Integrating Firefly and Crow Algorithms for the Resilient Sizing and Siting of Renewable Distributed Generation Systems under Faulty Scenarios

Abstract

This study aimed to optimize the sizing and allocation of renewable distributed generation (RDG) systems, with a focus on renewable sources, under N-1 faulty line conditions. The IEEE 30-bus power system benchmark served as a case study for us to analyze and enhance the reliability and quality of the power system in the presence of faults. The firefly algorithm (FFA) combined with the crow search (CS) optimizer was used to achieve optimal RDG sizing and allocation through solving the optimal power flow (OPF) under the most severe N-1 faulty line. The reason for hybridization lies in leveraging the global search capabilities of the CS optimizer for the sizing and allocation of RDGs and the local search proficiency of the FFA for OPF. Two severe N-1 faulty conditions—F27-29 and F27-30—were separately applied to the IEEE 30-bus distribution system. The most severe N-1 faulty line of these two faulty lines was F27-30, based on a severity ranking index including both the voltage deviation index and the overloading index.

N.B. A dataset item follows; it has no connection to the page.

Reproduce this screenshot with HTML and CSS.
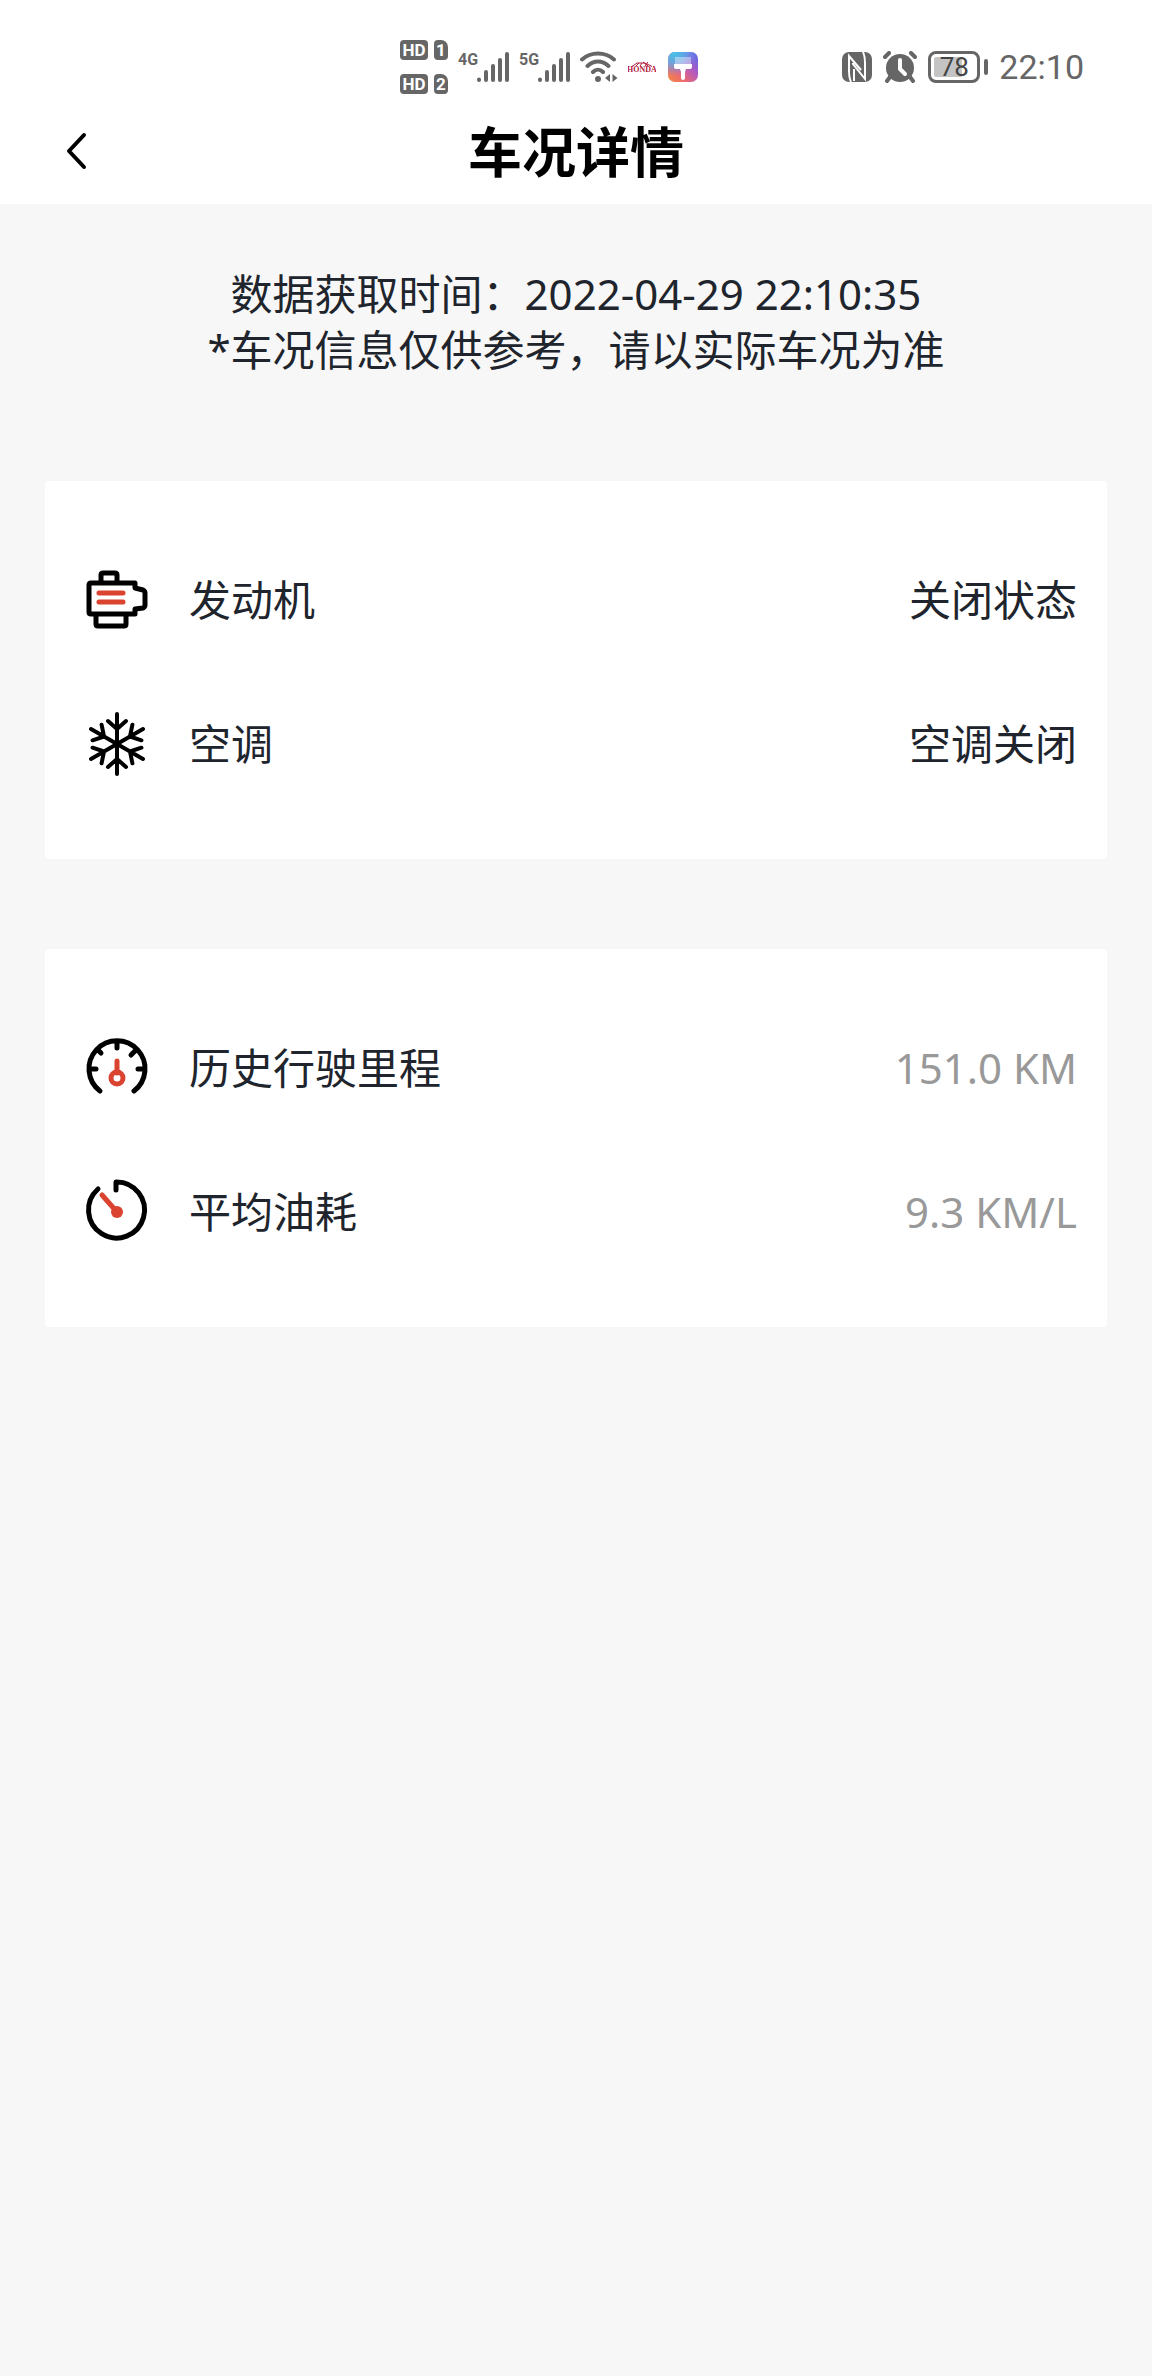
FILE: index.html
```html
<!DOCTYPE html>
<html lang="zh-CN">
<head>
<meta charset="utf-8">
<meta name="viewport" content="width=device-width, initial-scale=1">
<title>车况详情</title>
<link rel="stylesheet" href="styles.css">
</head>
<body>
<header class="header">
  <div class="status">
    <div class="status-group">
      <div class="sims">
        <div class="sim"><span class="hd">HD</span><span class="slot">1</span></div>
        <div class="sim"><span class="hd">HD</span><span class="slot">2</span></div>
      </div>
      <div class="signal">
        <span class="net">4G</span>
        <svg class="bars" viewBox="0 0 32 30" aria-hidden="true"><path d="M2 27.500v.5M9 20v8M16 14v14M23 8v20M30 2v26"/></svg>
      </div>
      <div class="signal">
        <span class="net">5G</span>
        <svg class="bars" viewBox="0 0 32 30" aria-hidden="true"><path d="M2 27.500v.5M9 20v8M16 14v14M23 8v20M30 2v26"/></svg>
      </div>
      <svg class="wifi" viewBox="0 0 38 32" aria-hidden="true">
        <path class="wifi-arc" d="M2 8.500C11 .5 25 .5 34 8.500M7.500 15C14 9 22 9 28.500 15M13 21C16 18 20 18 23 21"/>
        <circle cx="18" cy="28" r="3"/>
        <path d="M30 23v8l-5-4zM32.500 23v8l5-4z"/>
      </svg>
      <svg class="honda" viewBox="0 0 28 12" role="img" aria-label="HONDA">
        <path d="M4 5.500L9 2h8l7 3.500M8 5l3-3M12 5l2-3M15 1l5 4M20 1l-3 4"/>
        <text x="14" y="11" text-anchor="middle">HONDA</text>
      </svg>
      <svg class="theme" viewBox="0 0 30 30" aria-hidden="true">
        <defs>
          <linearGradient id="hue" x1="0" y1="1" x2="1" y2="0"><stop offset="0" stop-color="#f58a3c"/><stop offset=".3" stop-color="#ec6a70"/><stop offset=".6" stop-color="#b45ac0"/><stop offset="1" stop-color="#4a6df0"/></linearGradient>
          <radialGradient id="sky" cx=".2" cy="0" r=".8"><stop offset="0" stop-color="#3fc8e8"/><stop offset=".5" stop-color="#5ab0ec" stop-opacity=".8"/><stop offset="1" stop-color="#7a8cf0" stop-opacity="0"/></radialGradient>
        </defs>
        <rect width="30" height="30" rx="7" fill="url(#hue)"/>
        <rect width="30" height="30" rx="7" fill="url(#sky)"/>
        <path d="M7 5h16v8H7z" fill="#fff" opacity=".4"/>
        <path d="M6 12h18v3q0 2-2 2h-4l-1 3v6a2 2 0 0 1-4 0v-6l-1-3H8q-2 0-2-2z" fill="#fff"/>
      </svg>
    </div>
    <div class="status-group status-right">
      <svg class="nfc" viewBox="0 0 30 30" aria-hidden="true">
        <rect width="30" height="30" rx="7"/>
        <path d="M9 30Q7 26 7 19V4L19 18M11 11V12L23 27V11Q23 4 21 0M12 29V17"/>
      </svg>
      <svg class="alarm" viewBox="0 0 34 32" aria-hidden="true">
        <circle cx="17" cy="17" r="14"/>
        <path class="alarm-edge" d="M2 6l4-4M32 6l-4-4M7 26l-3 4M27 26l3 4"/>
        <path class="alarm-hand" d="M17 9v9l5 5"/>
      </svg>
      <div class="battery"><span class="level">78</span></div>
      <time class="clock">22:10</time>
    </div>
  </div>
  <nav class="nav">
    <button class="back" type="button" aria-label="返回">
      <svg viewBox="0 0 24 40" aria-hidden="true"><path d="M20 3L5 19l15 16"/></svg>
    </button>
    <h1 class="title">车况详情</h1>
  </nav>
</header>
<main class="main">
  <p class="notice">数据获取时间：2022-04-29 22:10:35<br>*车况信息仅供参考，请以实际车况为准</p>
  <dl class="card">
    <div class="row">
      <dt class="label">
        <svg class="icon" viewBox="0 0 60 60" aria-hidden="true">
          <path d="M14 12V5q0-2 2-2h12q2 0 2 2v7M4 13h44v5l8 2q2 1 2 3v12q0 2-2 3l-8 1v5H4q-2 0-2-2V15q0-2 2-2zM9 45v9q0 2 2 2h26q2 0 2-2v-9"/>
          <path class="accent" d="M12 23h24M12 32h24"/>
        </svg>发动机</dt>
      <dd class="value">关闭状态</dd>
    </div>
    <div class="row">
      <dt class="label">
        <svg class="icon thin" viewBox="0 0 60 60" aria-hidden="true">
          <g id="arms"><path d="M30 0v60M21 7l9 8 9-8M21 53l9-8 9 8"/></g>
          <use href="#arms" transform="rotate(60 30 30)"/>
          <use href="#arms" transform="rotate(120 30 30)"/>
        </svg>空调</dt>
      <dd class="value">空调关闭</dd>
    </div>
  </dl>
  <dl class="card">
    <div class="row">
      <dt class="label">
        <svg class="icon" viewBox="0 0 60 60" aria-hidden="true">
          <path d="M13 53A28 28 0 1 1 47 53M30 5v5M12 13l2 2M48 13l-4 4M4 31h5M56 31h-5"/>
          <path class="accent" d="M30 23v12"/><circle class="accent" cx="30" cy="40" r="6"/>
        </svg>历史行驶里程</dt>
      <dd class="value muted">151.0 KM</dd>
    </div>
    <div class="row">
      <dt class="label">
        <svg class="icon" viewBox="0 0 60 60" aria-hidden="true">
          <path d="M11 7A28 28 0 1 0 29 0v8"/>
          <path class="accent" d="M15 13l15 17"/><circle class="dot" cx="30" cy="30" r="6"/>
        </svg>平均油耗</dt>
      <dd class="value muted">9.3 KM/L</dd>
    </div>
  </dl>
</main>
</body>
</html>
```
FILE: styles.css
```css
* { box-sizing: border-box; }
body {
  margin: 0;
  min-height: 100vh;
  background: #f7f7f7;
  color: #20242c;
  font-family: "Noto Sans", "Noto Sans CJK SC", sans-serif;
  font-size: 42px;
  line-height: 56px;
}
.header { background: #fff; }

.status {
  display: flex;
  justify-content: space-between;
  height: 100px;
  padding: 34px 68px 0 400px;
  color: #666;
  font-family: Roboto, sans-serif;
}
.status-group { display: flex; align-items: center; gap: 10px; }
.status-right { gap: 11px; }
.sims { display: grid; gap: 14px; }
.sim { display: flex; gap: 6px; }
.hd, .slot {
  height: 20px;
  border-radius: 4px;
  background: #666;
  color: #fff;
  font-size: 17px;
  font-weight: 700;
  line-height: 20px;
  text-align: center;
}
.hd { width: 28px; }
.slot { width: 14px; border-top-right-radius: 7px; }
.signal { display: flex; height: 30px; }
.net {
  width: 19px;
  font-family: "Liberation Sans Narrow", Roboto, sans-serif;
  font-size: 16px;
  font-weight: 700;
  line-height: 15px;
}
.bars { width: 32px; height: 30px; fill: none; stroke: #666; stroke-width: 4; stroke-linecap: round; }
.wifi { width: 38px; height: 32px; fill: #666; }
.wifi-arc { fill: none; stroke: #666; stroke-width: 4; stroke-linecap: round; }
.honda { width: 28px; height: 12px; fill: #b0183c; font: 700 8px "Liberation Serif", serif; }
.honda path { fill: none; stroke: #b0183c; }
.theme { width: 30px; height: 30px; margin-left: 2px; }
.nfc { width: 30px; height: 30px; fill: #666; }
.nfc path { fill: none; stroke: #fff; stroke-width: 2; }
.alarm { width: 34px; height: 32px; fill: #666; }
.alarm path { fill: none; stroke-width: 4; stroke-linecap: round; stroke-linejoin: round; }
.alarm-edge { stroke: #666; }
.alarm-hand { stroke: #fff; }
.battery { display: flex; align-items: center; gap: 4px; }
.battery::after { content: ""; width: 4px; height: 16px; border-radius: 2px; background: #666; }
.level {
  width: 52px;
  height: 32px;
  border: 3px solid #666;
  border-radius: 8px;
  background: linear-gradient(90deg, #c4c4c4 70%, #fff 70%) content-box;
  padding: 3px;
  color: #444;
  font-size: 26px;
  line-height: 20px;
  text-align: center;
}
.clock { font-size: 34px; line-height: 40px; }

.nav {
  display: grid;
  grid-template-columns: 1fr auto 1fr;
  align-items: center;
  height: 104px;
  padding: 0 48px;
}
.back {
  justify-self: start;
  display: flex;
  padding: 16px;
  border: 0;
  background: none;
}
.back svg { width: 24px; height: 40px; fill: none; stroke: #000; stroke-width: 4; stroke-linecap: round; stroke-linejoin: round; }
.title { margin: 0; color: #000; font-size: 54px; font-weight: 700; line-height: 80px; }

.main { display: grid; gap: 90px; padding: 62px 45px; }
.notice { margin: 0; padding-bottom: 13px; text-align: center; }
.card { margin: 0; padding: 47px 30px 43px 42px; border-radius: 4px; background: #fff; }
.row { display: flex; align-items: center; justify-content: space-between; height: 144px; }
.label { display: flex; align-items: center; gap: 42px; }
.value { margin: 0; }
.muted { color: #999; }
.icon { width: 60px; height: 60px; overflow: visible; fill: none; stroke: #000; stroke-width: 5; stroke-linecap: round; stroke-linejoin: round; }
.icon.thin { stroke-width: 4; }
.icon .accent { stroke: #d9432f; }
.icon .dot { fill: #d9432f; stroke: none; }
```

Three candidate buses, namely 27, 29, and 30, were considered in the optimization process. Our methodology incorporated techno-economic multi-objectives, encompassing overall costs, power losses, and voltage deviation. The optimizer can eliminate the impractical buses/solutions automatically while remaining the practical one. The results revealed that optimal RDG allocation at bus 30 effectively alleviated line overloading, ensuring compliance with the line flow limit, reducing costs, and enhancing voltage profiles, thereby improving system performance under N-1 faulty conditions compared to the equivalent case without RDGs.